Varieties of Faith (of the Liberal Kind)

Varieties of Faith (of the Liberal Kind) 2011-11-01T15:13:57-07:00


Over at UU World Online, Doug Muder has contributed another of his thoughtful essays, this one Unfinished with Christianity. Within a context of how he finds it hard to have an “elevator speech,” a succinct statement of liberal religious faith, Doug argues much more expansively (and I’m sure, persuasively) than I write here how we need to struggle with our faiths of origin and as Unitarian Universalists, whatever else may also be true, our faith of origin is Christianity.

I, too, have had that trouble coming up with brief statements. (And it’s not just because I’m a minister and therefore by definition a gasbag…)

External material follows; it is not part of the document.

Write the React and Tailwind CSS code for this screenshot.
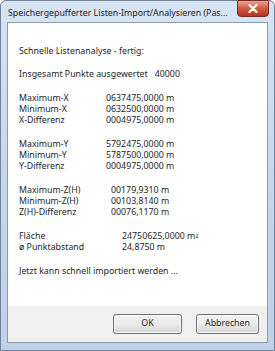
import React from 'react';

const font = { fontFamily: '"Segoe UI", "Noto Sans", "Open Sans", sans-serif' };

function Row({ label, value, indent = 'pl-0' }) {
    return (
        <div className="flex h-[11px] items-center leading-[11px]">
            <span className="w-[87px] shrink-0">{label}</span>
            <span className={indent}>{value}</span>
        </div>
    );
}

export default function App() {
    return (
        <div
            className="w-[275px] h-[351px] flex flex-col rounded-t-[6px] border border-[#6f8299] bg-gradient-to-b from-[#d6e4f4] via-[#c6d7ec] to-[#bed1e8] text-[#1e1e1e]"
            style={font}
        >
            {/* title bar */}
            <div className="h-[21px] flex items-start pl-[7px] pr-[5px] shrink-0">
                <div className="flex-1 min-w-0 overflow-hidden whitespace-nowrap text-[8.8px] leading-[11px] mt-[7px]">
                    Speichergepufferter Listen-Import/Analysieren (Pas...
                </div>
                <div className="w-[32px] h-[17px] -mt-px ml-[4px] shrink-0 flex items-center justify-center rounded-b-[4px] border border-[#7a2a22] bg-gradient-to-b from-[#e5a596] via-[#cf5b44] to-[#b8321f]">
                    <svg width="10" height="9" viewBox="0 0 10 9">
                        <path d="M1.5 1 L8.5 8 M8.5 1 L1.5 8" stroke="#fff" strokeWidth="2.2" strokeLinecap="round" />
                    </svg>
                </div>
            </div>

            {/* client */}
            <div className="flex-1 mx-[6px] mb-[7px] border border-[#8a9db5] flex flex-col bg-[#f0f0f0]">
                <div className="flex-1 bg-white pl-[11px] pt-[23px] text-[8.8px] leading-[11px]">
                    <div className="h-[11px] flex items-center">Schnelle Listenanalyse - fertig:</div>
                    <div className="h-[11px] flex items-center mt-[12px]">
                        Insgesamt Punkte ausgewertet<span className="ml-[7px]">40000</span>
                    </div>

                    <div className="mt-[13px]">
                        <Row label="Maximum-X" value="0637475,0000 m" />
                        <Row label="Minimum-X" value="0632500,0000 m" />
                        <Row label="X-Differenz" value="0004975,0000 m" />
                    </div>
                    <div className="mt-[13px]">
                        <Row label="Maximum-Y" value="5792475,0000 m" />
                        <Row label="Minimum-Y" value="5787500,0000 m" />
                        <Row label="Y-Differenz" value="0004975,0000 m" />
                    </div>
                    <div className="mt-[13px]">
                        <Row label="Maximum-Z(H)" value="00179,9310 m" indent="pl-[5px]" />
                        <Row label="Minimum-Z(H)" value="00103,8140 m" indent="pl-[5px]" />
                        <Row label="Z(H)-Differenz" value="00076,1170 m" indent="pl-[5px]" />
                    </div>
                    <div className="mt-[13px]">
                        <Row
                            label="Fläche"
                            value={<>24750625,0000 m<sup className="text-[6px] relative -top-[1px]">2</sup></>}
                            indent="pl-[16px]"
                        />
                        <Row label="ø Punktabstand" value="24,8750 m" indent="pl-[16px]" />
                    </div>
                    <div className="h-[11px] flex items-center mt-[13px]">Jetzt kann schnell importiert werden ...</div>
                </div>

                {/* button strip */}
                <div className="h-[36px] shrink-0 flex items-center justify-end gap-[14px] pr-[8px] text-[8.8px]">
                    <button className="w-[69px] h-[20px] rounded-[3px] border border-[#707070] bg-gradient-to-b from-[#f2f2f2] via-[#ebebeb] to-[#d4d4d4] shadow-[inset_0_0_0_1px_#fcfcfc]">
                        OK
                    </button>
                    <button className="w-[63px] h-[20px] rounded-[3px] border border-[#707070] bg-gradient-to-b from-[#f2f2f2] via-[#ebebeb] to-[#d4d4d4] shadow-[inset_0_0_0_1px_#fcfcfc]">
                        Abbrechen
                    </button>
                </div>
            </div>
        </div>
    );
}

I know when I try to describe Unitarian Universalism to people I have to say a few things along the line of how somewhere in the first part of the twentieth century Unitarian Univeralism shifted from a liberal Christian faith to a liberal faith with Christians. And others, many others…

Then I find I have to observe while we may for the most part be “post-Christian,” we remain protestant, that is we have a distinct spiritual culture that is Protestant Christian to most observers. In fact I suspect a Martian visiting would think we are Christian, even our most fervent Humanists, at least when gathered together on a Sunday…

For me, like for many others, I think, this is additionally difficult as we have found some core to our Unitarian Universalism that is to some degree idiosyncratic. So, I’m a Zen Buddhist. Even ordained as a Soto Zen Buddhist priest in more or less good standing with the North American institution

I’ve tried to reconcile this with my oft repeated self-description of having a Buddhist brain, a Christian heart and a Humanist stomach…

But more and more these days I think of that Christian part.

On a couple of occasions lately I’ve found myself saying I’m a Zen Christian…

But that doesn’t work, completely, either.

And it certainly doesn’t unpack what it is we are collectively, we who claim and are claimed by Unitarian Universalism.

I suspect this is a conversation that will go on for some time.